Our son is now much older than when his sister mastered the toilet, so if the girls maturing faster thing is indeed a thing, this should have evened out by now.
Having checked a few websites listing the developmental and cognitive milestones that children should reach between the age of three and four, he can do almost everything at two. Also, Googling “potty training myths” reveals two recurring themes. The first is that all toddlers, irrespective of gender, are capable of being toilet trained from around 22 months. Secondly, that boys being harder to train is a fallacy. It is exactly the same for both.
You’ve run out of excuses, boyo. The nappies are coming off.
To say that he was unhappy about this is an understatement. The boy has become very attached to his nappies, and not just because we don’t change them often enough.
To start day one proper, big sister made a “wees and poos” sticker chart for encouragement. Then off came the nappy and on went the Paw Patrol pants. Why are children’s underpants so much cooler than the grown up equivalents?

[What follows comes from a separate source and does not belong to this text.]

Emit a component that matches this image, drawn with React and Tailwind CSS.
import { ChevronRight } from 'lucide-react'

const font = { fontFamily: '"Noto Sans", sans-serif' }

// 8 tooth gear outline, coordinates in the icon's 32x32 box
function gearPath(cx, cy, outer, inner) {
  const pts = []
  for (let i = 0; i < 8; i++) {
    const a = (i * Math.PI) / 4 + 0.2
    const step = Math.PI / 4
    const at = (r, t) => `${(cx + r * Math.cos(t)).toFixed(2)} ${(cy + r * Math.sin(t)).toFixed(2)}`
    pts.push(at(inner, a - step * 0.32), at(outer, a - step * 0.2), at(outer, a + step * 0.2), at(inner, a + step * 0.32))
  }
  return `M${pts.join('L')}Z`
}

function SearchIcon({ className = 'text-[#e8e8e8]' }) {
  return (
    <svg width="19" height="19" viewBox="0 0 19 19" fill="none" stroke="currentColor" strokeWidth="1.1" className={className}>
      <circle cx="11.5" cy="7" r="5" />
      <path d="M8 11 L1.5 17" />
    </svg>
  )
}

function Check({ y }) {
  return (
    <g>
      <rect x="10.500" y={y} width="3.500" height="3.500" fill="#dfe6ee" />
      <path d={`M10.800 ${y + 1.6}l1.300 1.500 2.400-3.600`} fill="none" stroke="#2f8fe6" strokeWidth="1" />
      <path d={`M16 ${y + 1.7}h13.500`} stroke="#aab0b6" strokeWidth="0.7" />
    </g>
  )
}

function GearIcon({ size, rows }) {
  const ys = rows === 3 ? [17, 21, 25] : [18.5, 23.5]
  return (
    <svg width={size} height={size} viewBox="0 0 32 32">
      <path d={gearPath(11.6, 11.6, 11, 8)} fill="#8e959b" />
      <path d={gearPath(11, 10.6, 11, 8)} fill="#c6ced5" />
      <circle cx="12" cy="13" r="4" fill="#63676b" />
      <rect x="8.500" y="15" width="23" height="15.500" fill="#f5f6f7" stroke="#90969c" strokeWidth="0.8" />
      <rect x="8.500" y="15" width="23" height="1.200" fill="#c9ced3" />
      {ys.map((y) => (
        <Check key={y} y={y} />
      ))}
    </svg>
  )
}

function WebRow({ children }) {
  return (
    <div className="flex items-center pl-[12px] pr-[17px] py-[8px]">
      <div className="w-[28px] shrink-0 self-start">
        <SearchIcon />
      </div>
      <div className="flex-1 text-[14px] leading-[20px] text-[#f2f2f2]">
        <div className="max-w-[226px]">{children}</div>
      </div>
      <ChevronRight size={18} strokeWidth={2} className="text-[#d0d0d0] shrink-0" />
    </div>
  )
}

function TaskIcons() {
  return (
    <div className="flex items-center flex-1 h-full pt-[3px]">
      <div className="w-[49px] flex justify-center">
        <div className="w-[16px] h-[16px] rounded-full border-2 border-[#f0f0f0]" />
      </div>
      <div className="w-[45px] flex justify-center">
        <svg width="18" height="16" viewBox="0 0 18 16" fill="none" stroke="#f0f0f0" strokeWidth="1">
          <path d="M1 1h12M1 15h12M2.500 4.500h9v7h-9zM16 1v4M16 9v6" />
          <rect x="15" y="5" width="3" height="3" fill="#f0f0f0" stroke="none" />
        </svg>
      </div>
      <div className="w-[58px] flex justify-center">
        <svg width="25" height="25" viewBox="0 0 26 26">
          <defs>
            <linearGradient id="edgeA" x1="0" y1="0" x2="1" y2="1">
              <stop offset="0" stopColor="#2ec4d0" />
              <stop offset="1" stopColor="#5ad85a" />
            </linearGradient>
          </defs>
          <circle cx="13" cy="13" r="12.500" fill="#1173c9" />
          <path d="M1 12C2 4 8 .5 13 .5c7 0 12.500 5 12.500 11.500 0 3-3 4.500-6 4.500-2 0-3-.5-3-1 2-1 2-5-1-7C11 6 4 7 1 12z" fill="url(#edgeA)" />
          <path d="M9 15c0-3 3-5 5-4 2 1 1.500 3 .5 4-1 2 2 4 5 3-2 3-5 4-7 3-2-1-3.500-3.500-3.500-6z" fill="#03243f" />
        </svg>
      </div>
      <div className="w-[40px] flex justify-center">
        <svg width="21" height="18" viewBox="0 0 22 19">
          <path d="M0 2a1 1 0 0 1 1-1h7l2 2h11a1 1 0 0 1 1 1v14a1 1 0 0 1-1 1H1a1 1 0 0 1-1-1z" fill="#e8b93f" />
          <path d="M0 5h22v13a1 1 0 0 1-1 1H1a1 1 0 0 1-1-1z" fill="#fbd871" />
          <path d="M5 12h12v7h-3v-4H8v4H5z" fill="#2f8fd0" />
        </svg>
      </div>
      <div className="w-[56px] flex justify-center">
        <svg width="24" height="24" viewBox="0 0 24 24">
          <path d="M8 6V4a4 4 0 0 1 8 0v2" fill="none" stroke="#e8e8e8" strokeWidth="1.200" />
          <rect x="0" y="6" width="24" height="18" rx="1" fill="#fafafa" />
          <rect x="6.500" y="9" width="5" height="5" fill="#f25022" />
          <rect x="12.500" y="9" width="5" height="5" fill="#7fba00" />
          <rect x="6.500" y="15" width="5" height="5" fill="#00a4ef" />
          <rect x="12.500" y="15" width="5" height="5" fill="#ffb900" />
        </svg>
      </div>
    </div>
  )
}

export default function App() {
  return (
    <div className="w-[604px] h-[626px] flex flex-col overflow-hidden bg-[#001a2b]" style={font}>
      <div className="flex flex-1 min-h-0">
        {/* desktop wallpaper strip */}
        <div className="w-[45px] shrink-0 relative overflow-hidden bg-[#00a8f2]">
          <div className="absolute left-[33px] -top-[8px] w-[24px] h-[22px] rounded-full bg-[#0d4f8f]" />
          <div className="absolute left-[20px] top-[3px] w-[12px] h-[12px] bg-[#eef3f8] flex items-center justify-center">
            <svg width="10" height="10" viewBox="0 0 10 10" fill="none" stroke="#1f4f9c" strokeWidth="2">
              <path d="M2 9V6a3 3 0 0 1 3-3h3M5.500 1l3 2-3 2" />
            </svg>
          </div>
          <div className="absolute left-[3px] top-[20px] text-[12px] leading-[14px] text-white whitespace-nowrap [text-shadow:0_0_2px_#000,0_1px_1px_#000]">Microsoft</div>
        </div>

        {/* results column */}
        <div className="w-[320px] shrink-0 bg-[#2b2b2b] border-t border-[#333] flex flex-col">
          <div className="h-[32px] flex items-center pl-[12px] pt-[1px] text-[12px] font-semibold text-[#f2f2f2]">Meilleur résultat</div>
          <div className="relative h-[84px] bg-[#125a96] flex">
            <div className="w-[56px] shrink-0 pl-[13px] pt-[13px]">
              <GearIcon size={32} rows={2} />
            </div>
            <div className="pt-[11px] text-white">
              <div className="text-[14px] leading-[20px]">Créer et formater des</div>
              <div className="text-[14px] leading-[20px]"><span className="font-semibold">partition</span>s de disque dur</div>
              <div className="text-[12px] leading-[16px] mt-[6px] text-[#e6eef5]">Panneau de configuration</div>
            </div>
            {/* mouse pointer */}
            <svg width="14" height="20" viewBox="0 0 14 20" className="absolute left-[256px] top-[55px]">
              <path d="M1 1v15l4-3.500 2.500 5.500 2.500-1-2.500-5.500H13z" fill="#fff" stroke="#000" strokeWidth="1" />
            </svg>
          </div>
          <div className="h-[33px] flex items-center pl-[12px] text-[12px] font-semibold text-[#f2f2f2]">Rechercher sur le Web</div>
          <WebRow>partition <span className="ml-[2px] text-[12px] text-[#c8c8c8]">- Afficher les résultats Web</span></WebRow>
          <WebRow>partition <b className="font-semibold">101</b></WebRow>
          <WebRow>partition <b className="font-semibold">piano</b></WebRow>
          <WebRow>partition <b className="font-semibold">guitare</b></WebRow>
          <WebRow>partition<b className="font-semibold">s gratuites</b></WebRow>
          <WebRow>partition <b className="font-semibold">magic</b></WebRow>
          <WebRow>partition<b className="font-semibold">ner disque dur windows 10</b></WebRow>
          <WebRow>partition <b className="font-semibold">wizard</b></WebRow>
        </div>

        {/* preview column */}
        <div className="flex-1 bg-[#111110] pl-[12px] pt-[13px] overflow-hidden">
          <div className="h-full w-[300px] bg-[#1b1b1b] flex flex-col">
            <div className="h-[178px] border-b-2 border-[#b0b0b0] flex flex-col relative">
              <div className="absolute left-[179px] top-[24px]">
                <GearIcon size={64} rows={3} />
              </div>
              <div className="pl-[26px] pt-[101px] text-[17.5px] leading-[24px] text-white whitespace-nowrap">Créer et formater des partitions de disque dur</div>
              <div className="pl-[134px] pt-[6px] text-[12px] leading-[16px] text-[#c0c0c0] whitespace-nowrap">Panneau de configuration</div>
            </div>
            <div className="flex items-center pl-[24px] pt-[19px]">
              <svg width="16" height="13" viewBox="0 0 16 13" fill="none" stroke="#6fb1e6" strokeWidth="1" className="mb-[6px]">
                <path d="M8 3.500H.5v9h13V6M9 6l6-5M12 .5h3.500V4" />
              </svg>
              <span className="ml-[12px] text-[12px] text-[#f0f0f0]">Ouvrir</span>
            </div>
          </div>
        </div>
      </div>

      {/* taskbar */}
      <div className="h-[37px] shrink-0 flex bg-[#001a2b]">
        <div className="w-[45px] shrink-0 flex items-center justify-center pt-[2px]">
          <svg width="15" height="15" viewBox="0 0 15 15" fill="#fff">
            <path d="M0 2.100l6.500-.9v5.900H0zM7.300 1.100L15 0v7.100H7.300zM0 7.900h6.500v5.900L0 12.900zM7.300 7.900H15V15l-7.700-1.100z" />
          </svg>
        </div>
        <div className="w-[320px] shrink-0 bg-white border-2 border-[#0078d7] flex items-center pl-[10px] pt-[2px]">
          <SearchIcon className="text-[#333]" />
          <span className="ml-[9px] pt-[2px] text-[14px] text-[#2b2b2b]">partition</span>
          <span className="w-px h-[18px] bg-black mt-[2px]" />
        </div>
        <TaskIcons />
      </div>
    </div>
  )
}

The second step was to deploy the default never fails weapon from our parenting arsenal – bribery – with a set of six toy police cars to be awarded for a dry day. Deliberately misunderstanding this, he raced to the toilet, did his business and returned to claim his prize. Cute, but forget it, mister. That only goes to prove that you can do it.
Tuesday’s results were mixed but better than during Sunday’s aborted attempt. Most of his waste ended up in the right place, albeit largely trainer led. There were about half a dozen leaks, two of which occurred after I got home from work. The first spilled out while colouring, the second while dancing around and throwing bits of Play-Doh all over the dining room. I was considerably more annoyed cleaning up the small green trampled in splats than the warm puddle nearby.
Amazingly, the overnight pull-ups were dry on Wednesday morning and mum woke to a shout of “I need the toilet!” And indeed he did. The rest of the day was incident free. Mum even played the toilet version of Russian Roulette, visiting the local theatre to watch Goldilocks nappy free. OK, he was sat on an absorbent sheet big enough to suck up the recently refilled Tettenhall Pool, but it was a brave move nonetheless. Come bedtime, a proud boy received his little nee-naws as reward.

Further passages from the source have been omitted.